SOURCE EXCERPT:
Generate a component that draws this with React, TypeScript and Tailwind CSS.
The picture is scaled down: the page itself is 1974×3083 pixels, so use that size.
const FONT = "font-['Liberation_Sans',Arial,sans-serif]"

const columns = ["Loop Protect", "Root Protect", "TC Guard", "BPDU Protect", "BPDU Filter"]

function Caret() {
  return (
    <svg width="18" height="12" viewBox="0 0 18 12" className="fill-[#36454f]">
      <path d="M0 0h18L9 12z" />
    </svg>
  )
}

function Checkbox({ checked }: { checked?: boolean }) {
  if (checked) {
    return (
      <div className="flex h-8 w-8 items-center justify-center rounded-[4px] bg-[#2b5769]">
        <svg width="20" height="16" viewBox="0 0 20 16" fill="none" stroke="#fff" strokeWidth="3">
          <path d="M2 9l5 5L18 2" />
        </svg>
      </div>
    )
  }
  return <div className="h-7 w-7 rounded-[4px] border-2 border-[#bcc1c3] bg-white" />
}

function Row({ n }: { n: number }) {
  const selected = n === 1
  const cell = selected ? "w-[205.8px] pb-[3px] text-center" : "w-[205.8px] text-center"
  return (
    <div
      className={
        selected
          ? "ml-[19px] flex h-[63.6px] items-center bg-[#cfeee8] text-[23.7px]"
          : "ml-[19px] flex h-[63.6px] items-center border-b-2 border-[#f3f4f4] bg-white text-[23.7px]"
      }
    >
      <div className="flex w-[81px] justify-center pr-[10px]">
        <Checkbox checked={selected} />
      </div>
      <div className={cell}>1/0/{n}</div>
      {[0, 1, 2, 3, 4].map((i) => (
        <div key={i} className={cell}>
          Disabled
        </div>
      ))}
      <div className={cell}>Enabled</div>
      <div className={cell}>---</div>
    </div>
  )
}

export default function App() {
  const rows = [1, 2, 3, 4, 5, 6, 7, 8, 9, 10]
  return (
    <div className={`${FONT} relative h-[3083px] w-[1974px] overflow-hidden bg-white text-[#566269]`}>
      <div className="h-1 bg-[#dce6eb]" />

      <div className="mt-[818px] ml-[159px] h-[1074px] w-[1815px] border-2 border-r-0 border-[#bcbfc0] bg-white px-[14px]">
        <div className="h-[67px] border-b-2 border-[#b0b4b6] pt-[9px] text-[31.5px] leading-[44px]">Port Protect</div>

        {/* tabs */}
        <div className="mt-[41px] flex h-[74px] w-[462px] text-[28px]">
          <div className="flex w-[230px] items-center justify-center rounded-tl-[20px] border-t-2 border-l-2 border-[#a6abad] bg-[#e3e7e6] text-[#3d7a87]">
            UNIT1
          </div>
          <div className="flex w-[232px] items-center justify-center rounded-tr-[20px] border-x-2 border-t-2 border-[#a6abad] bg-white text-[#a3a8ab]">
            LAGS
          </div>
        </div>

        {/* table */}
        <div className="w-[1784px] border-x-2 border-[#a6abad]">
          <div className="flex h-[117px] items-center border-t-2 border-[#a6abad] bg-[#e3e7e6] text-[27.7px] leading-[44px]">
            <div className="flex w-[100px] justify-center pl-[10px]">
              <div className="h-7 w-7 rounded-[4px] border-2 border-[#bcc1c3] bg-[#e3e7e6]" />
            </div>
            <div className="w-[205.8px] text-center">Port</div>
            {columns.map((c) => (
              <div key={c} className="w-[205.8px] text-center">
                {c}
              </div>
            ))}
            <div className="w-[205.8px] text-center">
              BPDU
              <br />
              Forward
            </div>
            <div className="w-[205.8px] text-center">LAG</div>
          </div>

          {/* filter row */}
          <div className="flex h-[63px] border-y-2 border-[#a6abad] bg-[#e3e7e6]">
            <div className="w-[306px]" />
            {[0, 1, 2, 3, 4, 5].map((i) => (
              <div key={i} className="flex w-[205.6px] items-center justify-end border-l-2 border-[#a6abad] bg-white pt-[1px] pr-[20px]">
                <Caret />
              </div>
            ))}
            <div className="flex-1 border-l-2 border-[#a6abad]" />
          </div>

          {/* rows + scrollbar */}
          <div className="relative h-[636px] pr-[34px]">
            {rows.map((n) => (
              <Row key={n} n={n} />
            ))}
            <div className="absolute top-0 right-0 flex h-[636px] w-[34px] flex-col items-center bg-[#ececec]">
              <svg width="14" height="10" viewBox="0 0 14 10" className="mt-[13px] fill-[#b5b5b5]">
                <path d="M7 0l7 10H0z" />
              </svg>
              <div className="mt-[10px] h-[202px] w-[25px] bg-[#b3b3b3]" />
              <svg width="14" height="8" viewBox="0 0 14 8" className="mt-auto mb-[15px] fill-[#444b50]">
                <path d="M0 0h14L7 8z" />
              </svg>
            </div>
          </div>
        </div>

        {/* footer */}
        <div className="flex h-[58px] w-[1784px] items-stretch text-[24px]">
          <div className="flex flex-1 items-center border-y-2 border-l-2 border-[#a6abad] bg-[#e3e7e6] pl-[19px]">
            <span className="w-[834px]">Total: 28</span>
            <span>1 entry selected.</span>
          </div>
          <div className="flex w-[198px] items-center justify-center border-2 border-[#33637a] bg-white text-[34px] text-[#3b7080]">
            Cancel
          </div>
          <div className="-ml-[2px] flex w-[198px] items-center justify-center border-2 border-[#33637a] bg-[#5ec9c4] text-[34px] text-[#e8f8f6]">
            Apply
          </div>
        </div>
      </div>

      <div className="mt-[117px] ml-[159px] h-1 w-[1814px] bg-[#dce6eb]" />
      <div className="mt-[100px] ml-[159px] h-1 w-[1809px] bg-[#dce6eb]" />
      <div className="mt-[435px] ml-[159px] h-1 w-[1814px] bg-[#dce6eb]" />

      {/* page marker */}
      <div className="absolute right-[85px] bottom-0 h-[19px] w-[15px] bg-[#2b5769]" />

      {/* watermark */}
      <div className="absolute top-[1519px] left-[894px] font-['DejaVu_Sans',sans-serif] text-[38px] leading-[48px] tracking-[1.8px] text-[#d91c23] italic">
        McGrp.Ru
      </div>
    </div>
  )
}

PROBLEM DESCRIPTION: Copy out the material word for word and line for line.

REPLY TO THE TASK:
Generate a component that draws this with React, TypeScript and Tailwind CSS.
The picture is scaled down: the page itself is 1974×3083 pixels, so use that size.
const FONT = "font-['Liberation_Sans',Arial,sans-serif]"

const columns = ["Loop Protect", "Root Protect", "TC Guard", "BPDU Protect", "BPDU Filter"]

function Caret() {
  return (
    <svg width="18" height="12" viewBox="0 0 18 12" className="fill-[#36454f]">
      <path d="M0 0h18L9 12z" />
    </svg>
  )
}

function Checkbox({ checked }: { checked?: boolean }) {
  if (checked) {
    return (
      <div className="flex h-8 w-8 items-center justify-center rounded-[4px] bg-[#2b5769]">
        <svg width="20" height="16" viewBox="0 0 20 16" fill="none" stroke="#fff" strokeWidth="3">
          <path d="M2 9l5 5L18 2" />
        </svg>
      </div>
    )
  }
  return <div className="h-7 w-7 rounded-[4px] border-2 border-[#bcc1c3] bg-white" />
}

function Row({ n }: { n: number }) {
  const selected = n === 1
  const cell = selected ? "w-[205.8px] pb-[3px] text-center" : "w-[205.8px] text-center"
  return (
    <div
      className={
        selected
          ? "ml-[19px] flex h-[63.6px] items-center bg-[#cfeee8] text-[23.7px]"
          : "ml-[19px] flex h-[63.6px] items-center border-b-2 border-[#f3f4f4] bg-white text-[23.7px]"
      }
    >
      <div className="flex w-[81px] justify-center pr-[10px]">
        <Checkbox checked={selected} />
      </div>
      <div className={cell}>1/0/{n}</div>
      {[0, 1, 2, 3, 4].map((i) => (
        <div key={i} className={cell}>
          Disabled
        </div>
      ))}
      <div className={cell}>Enabled</div>
      <div className={cell}>---</div>
    </div>
  )
}

export default function App() {
  const rows = [1, 2, 3, 4, 5, 6, 7, 8, 9, 10]
  return (
    <div className={`${FONT} relative h-[3083px] w-[1974px] overflow-hidden bg-white text-[#566269]`}>
      <div className="h-1 bg-[#dce6eb]" />

      <div className="mt-[818px] ml-[159px] h-[1074px] w-[1815px] border-2 border-r-0 border-[#bcbfc0] bg-white px-[14px]">
        <div className="h-[67px] border-b-2 border-[#b0b4b6] pt-[9px] text-[31.5px] leading-[44px]">Port Protect</div>

        {/* tabs */}
        <div className="mt-[41px] flex h-[74px] w-[462px] text-[28px]">
          <div className="flex w-[230px] items-center justify-center rounded-tl-[20px] border-t-2 border-l-2 border-[#a6abad] bg-[#e3e7e6] text-[#3d7a87]">
            UNIT1
          </div>
          <div className="flex w-[232px] items-center justify-center rounded-tr-[20px] border-x-2 border-t-2 border-[#a6abad] bg-white text-[#a3a8ab]">
            LAGS
          </div>
        </div>

        {/* table */}
        <div className="w-[1784px] border-x-2 border-[#a6abad]">
          <div className="flex h-[117px] items-center border-t-2 border-[#a6abad] bg-[#e3e7e6] text-[27.7px] leading-[44px]">
            <div className="flex w-[100px] justify-center pl-[10px]">
              <div className="h-7 w-7 rounded-[4px] border-2 border-[#bcc1c3] bg-[#e3e7e6]" />
            </div>
            <div className="w-[205.8px] text-center">Port</div>
            {columns.map((c) => (
              <div key={c} className="w-[205.8px] text-center">
                {c}
              </div>
            ))}
            <div className="w-[205.8px] text-center">
              BPDU
              <br />
              Forward
            </div>
            <div className="w-[205.8px] text-center">LAG</div>
          </div>

          {/* filter row */}
          <div className="flex h-[63px] border-y-2 border-[#a6abad] bg-[#e3e7e6]">
            <div className="w-[306px]" />
            {[0, 1, 2, 3, 4, 5].map((i) => (
              <div key={i} className="flex w-[205.6px] items-center justify-end border-l-2 border-[#a6abad] bg-white pt-[1px] pr-[20px]">
                <Caret />
              </div>
            ))}
            <div className="flex-1 border-l-2 border-[#a6abad]" />
          </div>

          {/* rows + scrollbar */}
          <div className="relative h-[636px] pr-[34px]">
            {rows.map((n) => (
              <Row key={n} n={n} />
            ))}
            <div className="absolute top-0 right-0 flex h-[636px] w-[34px] flex-col items-center bg-[#ececec]">
              <svg width="14" height="10" viewBox="0 0 14 10" className="mt-[13px] fill-[#b5b5b5]">
                <path d="M7 0l7 10H0z" />
              </svg>
              <div className="mt-[10px] h-[202px] w-[25px] bg-[#b3b3b3]" />
              <svg width="14" height="8" viewBox="0 0 14 8" className="mt-auto mb-[15px] fill-[#444b50]">
                <path d="M0 0h14L7 8z" />
              </svg>
            </div>
          </div>
        </div>

        {/* footer */}
        <div className="flex h-[58px] w-[1784px] items-stretch text-[24px]">
          <div className="flex flex-1 items-center border-y-2 border-l-2 border-[#a6abad] bg-[#e3e7e6] pl-[19px]">
            <span className="w-[834px]">Total: 28</span>
            <span>1 entry selected.</span>
          </div>
          <div className="flex w-[198px] items-center justify-center border-2 border-[#33637a] bg-white text-[34px] text-[#3b7080]">
            Cancel
          </div>
          <div className="-ml-[2px] flex w-[198px] items-center justify-center border-2 border-[#33637a] bg-[#5ec9c4] text-[34px] text-[#e8f8f6]">
            Apply
          </div>
        </div>
      </div>

      <div className="mt-[117px] ml-[159px] h-1 w-[1814px] bg-[#dce6eb]" />
      <div className="mt-[100px] ml-[159px] h-1 w-[1809px] bg-[#dce6eb]" />
      <div className="mt-[435px] ml-[159px] h-1 w-[1814px] bg-[#dce6eb]" />

      {/* page marker */}
      <div className="absolute right-[85px] bottom-0 h-[19px] w-[15px] bg-[#2b5769]" />

      {/* watermark */}
      <div className="absolute top-[1519px] left-[894px] font-['DejaVu_Sans',sans-serif] text-[38px] leading-[48px] tracking-[1.8px] text-[#d91c23] italic">
        McGrp.Ru
      </div>
    </div>
  )
}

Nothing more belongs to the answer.